I discovered that my family still enjoys ruining TV shows for each other. Why bother sitting down and following the plot lines when you can barge in at intervals and ask: “Oh, is she shagging him now, what happened to the husband? Whose baby is that?”, then walk out of the room. Only to return in five minutes to proclaim: “Wait, I thought that bloke died? Oh, you’re an episode behind us. Well he dies in the next one.” Thanks, that’s very helpful, dad. But it is nice to keep traditions alive.
Another one still going is being allocated a towel at the start of your stay by mum. It will be your towel and your towel only. To be guarded with your life. God help you if you lose it or get it mixed up with anyone else’s. She has her ears cocked for the exact frequency of the linen cupboard hinges opening if you have the balls to try to sneak an additional one.

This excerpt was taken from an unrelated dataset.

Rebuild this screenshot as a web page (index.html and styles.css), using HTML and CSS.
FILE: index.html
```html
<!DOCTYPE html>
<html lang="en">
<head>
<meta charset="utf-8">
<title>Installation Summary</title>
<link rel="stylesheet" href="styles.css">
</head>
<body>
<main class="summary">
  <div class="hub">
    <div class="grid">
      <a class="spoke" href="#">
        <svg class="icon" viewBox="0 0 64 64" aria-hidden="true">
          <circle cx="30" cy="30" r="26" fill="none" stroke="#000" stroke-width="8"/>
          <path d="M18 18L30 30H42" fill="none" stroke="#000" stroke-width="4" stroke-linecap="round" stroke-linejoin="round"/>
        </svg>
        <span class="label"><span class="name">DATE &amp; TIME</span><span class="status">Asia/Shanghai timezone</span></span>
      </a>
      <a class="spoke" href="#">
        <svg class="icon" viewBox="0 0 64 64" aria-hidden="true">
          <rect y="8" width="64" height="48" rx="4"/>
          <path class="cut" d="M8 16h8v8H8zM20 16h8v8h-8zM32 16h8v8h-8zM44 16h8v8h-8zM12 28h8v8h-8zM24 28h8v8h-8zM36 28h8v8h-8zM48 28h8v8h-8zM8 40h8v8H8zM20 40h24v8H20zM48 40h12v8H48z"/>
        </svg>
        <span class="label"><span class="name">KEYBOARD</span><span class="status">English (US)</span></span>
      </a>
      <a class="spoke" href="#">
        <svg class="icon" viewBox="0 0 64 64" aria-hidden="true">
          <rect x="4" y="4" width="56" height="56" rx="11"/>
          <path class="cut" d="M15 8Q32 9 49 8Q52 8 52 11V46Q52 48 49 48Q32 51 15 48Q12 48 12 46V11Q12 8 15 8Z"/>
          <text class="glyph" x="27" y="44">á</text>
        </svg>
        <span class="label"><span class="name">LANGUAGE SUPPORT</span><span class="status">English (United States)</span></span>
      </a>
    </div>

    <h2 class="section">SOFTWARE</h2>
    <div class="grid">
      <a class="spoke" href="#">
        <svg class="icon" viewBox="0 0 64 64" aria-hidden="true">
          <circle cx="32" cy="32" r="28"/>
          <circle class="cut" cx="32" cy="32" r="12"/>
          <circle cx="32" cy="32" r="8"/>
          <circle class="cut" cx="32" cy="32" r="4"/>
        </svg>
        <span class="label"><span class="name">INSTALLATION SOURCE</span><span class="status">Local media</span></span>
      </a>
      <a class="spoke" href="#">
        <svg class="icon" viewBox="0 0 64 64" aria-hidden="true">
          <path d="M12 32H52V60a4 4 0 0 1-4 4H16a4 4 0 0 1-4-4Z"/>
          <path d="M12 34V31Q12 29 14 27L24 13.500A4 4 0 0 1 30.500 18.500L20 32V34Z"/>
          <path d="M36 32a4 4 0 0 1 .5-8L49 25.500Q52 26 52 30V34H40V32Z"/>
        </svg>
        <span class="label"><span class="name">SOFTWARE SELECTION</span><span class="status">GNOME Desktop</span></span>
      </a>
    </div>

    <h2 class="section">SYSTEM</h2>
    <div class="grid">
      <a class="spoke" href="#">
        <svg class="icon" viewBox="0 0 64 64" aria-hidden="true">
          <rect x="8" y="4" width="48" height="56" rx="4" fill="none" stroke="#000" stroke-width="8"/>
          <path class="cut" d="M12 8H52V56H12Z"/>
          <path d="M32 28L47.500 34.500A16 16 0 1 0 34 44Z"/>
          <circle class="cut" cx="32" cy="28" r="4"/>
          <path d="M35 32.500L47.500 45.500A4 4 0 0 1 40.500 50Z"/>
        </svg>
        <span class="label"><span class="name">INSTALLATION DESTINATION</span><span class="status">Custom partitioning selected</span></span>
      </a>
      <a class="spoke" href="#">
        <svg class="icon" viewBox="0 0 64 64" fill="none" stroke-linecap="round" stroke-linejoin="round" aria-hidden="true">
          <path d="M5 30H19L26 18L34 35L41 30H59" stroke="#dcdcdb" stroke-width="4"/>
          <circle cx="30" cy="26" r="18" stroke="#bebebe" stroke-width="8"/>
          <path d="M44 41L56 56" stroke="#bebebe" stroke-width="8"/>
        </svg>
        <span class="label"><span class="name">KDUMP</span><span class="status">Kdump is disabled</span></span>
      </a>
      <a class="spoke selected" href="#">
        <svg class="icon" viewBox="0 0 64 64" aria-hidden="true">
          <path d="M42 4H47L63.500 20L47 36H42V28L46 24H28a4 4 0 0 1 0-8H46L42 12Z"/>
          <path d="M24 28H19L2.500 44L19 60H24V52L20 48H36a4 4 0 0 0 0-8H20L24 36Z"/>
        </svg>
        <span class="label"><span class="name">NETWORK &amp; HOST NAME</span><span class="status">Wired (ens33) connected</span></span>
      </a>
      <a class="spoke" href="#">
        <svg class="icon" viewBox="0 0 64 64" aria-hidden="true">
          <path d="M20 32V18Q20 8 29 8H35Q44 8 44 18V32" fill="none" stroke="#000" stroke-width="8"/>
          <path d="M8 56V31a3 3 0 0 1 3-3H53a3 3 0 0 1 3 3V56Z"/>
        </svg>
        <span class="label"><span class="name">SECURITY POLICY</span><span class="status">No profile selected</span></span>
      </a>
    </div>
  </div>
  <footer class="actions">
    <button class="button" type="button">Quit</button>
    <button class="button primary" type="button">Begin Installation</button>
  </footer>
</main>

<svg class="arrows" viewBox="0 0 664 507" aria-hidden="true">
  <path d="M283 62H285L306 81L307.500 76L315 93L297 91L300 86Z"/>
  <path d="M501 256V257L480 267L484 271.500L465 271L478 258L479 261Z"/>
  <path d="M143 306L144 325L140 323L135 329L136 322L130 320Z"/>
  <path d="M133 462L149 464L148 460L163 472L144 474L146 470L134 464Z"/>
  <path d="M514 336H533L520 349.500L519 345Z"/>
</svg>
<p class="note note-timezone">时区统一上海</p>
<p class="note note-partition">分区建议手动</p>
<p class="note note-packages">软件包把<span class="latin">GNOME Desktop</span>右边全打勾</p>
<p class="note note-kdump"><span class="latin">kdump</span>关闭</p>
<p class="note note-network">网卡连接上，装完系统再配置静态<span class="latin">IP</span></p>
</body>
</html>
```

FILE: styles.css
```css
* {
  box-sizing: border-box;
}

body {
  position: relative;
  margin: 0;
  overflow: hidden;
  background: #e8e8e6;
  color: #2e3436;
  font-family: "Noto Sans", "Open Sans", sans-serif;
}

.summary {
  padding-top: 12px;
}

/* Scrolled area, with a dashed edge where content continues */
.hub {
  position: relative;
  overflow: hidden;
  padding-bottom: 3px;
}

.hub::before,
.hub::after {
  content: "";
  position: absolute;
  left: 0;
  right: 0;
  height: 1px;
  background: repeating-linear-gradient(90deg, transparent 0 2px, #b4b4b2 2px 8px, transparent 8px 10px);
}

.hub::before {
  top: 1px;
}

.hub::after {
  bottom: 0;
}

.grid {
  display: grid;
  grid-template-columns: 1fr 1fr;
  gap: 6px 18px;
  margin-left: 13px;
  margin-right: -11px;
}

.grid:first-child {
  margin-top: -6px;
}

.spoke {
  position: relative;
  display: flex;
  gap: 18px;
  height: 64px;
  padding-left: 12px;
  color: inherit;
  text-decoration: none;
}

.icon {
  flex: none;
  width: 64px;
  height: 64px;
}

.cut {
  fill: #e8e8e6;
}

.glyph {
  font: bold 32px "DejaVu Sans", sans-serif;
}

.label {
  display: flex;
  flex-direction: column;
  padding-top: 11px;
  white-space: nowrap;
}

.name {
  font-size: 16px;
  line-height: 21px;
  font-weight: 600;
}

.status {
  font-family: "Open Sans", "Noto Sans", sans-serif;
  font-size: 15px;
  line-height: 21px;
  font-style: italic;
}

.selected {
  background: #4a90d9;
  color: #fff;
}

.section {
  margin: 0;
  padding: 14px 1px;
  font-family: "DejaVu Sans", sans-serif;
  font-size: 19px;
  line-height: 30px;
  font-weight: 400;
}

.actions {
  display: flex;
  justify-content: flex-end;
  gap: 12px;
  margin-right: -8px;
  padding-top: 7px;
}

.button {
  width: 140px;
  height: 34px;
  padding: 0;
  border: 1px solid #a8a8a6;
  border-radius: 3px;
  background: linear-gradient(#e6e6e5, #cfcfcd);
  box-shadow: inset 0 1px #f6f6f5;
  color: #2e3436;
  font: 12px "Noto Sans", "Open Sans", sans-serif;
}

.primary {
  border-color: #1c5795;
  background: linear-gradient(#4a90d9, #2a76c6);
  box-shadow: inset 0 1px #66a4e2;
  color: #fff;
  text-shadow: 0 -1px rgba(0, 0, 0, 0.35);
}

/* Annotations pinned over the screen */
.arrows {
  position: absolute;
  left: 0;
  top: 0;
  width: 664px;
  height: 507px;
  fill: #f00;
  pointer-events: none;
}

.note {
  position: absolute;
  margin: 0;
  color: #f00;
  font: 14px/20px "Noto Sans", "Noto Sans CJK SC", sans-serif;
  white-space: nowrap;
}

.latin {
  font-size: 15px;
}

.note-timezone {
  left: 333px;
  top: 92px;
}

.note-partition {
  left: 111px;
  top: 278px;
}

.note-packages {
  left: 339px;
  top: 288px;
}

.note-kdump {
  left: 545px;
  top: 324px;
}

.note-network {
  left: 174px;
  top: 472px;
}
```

She has enough to be doing without washing the ‘fifty’ towels we all apparently use every day and discard. In fairness she does so much washing daily, she gets a tan from hanging it out on the line outside. You are however allowed two towels on hair wash day. My mother is, after all, a merciful woman.

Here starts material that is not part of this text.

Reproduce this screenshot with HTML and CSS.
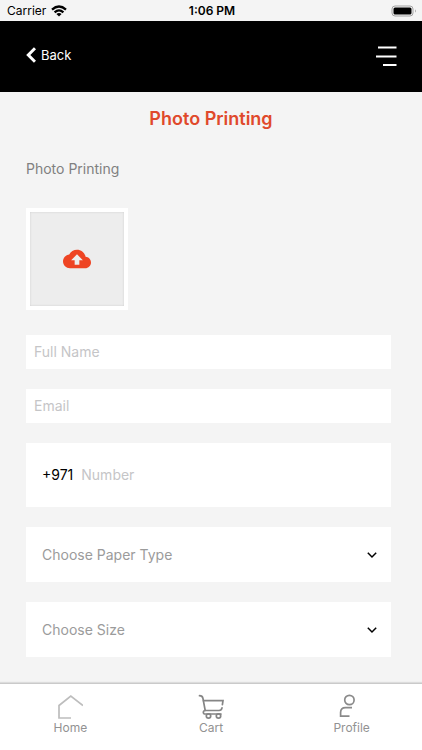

I suspect after a lifetime of trying to get rid of boys, they've realised at this late stage they'd want to offload me to whoever will take me pretty soon if they want grandchildren
Sometimes the people you leave change and you stay the same. I texted mum a week before I arrived with my partner to ask about our sleeping arrangements. “We put a new double bed in your room.” “For who?” I asked wearily. “For you both,” came the response, impatiently as if I was a bit thick. This from someone who NEVER EVER allowed me to sleep in the same room as a boy at my parents’ house. YES, EVEN WHEN WE LIVED TOGETHER. I am finally allowed a double bed in my room (sex, famously, has never happened in a single bed).
I only had to wait until I was 31. I suspect after a lifetime of trying to get rid of boys, they’ve realised at this late stage they’d want to offload me to whoever will take me pretty soon if they want grandchildren. So, true to mum’s word, when we arrived there was indeed a double bed in my room. Not even two twin single beds separated by an anti-sex bedside table. However, I still won’t hold his hand in front of my family. We’re still Irish despite the Australian dilution. Not Americans.
Places and people don’t change at the same rate. The things we want to change don’t. The things that we want to stay the same end up changing. That’s why I needed to go back. Before there’s another empty seat at the dinner table.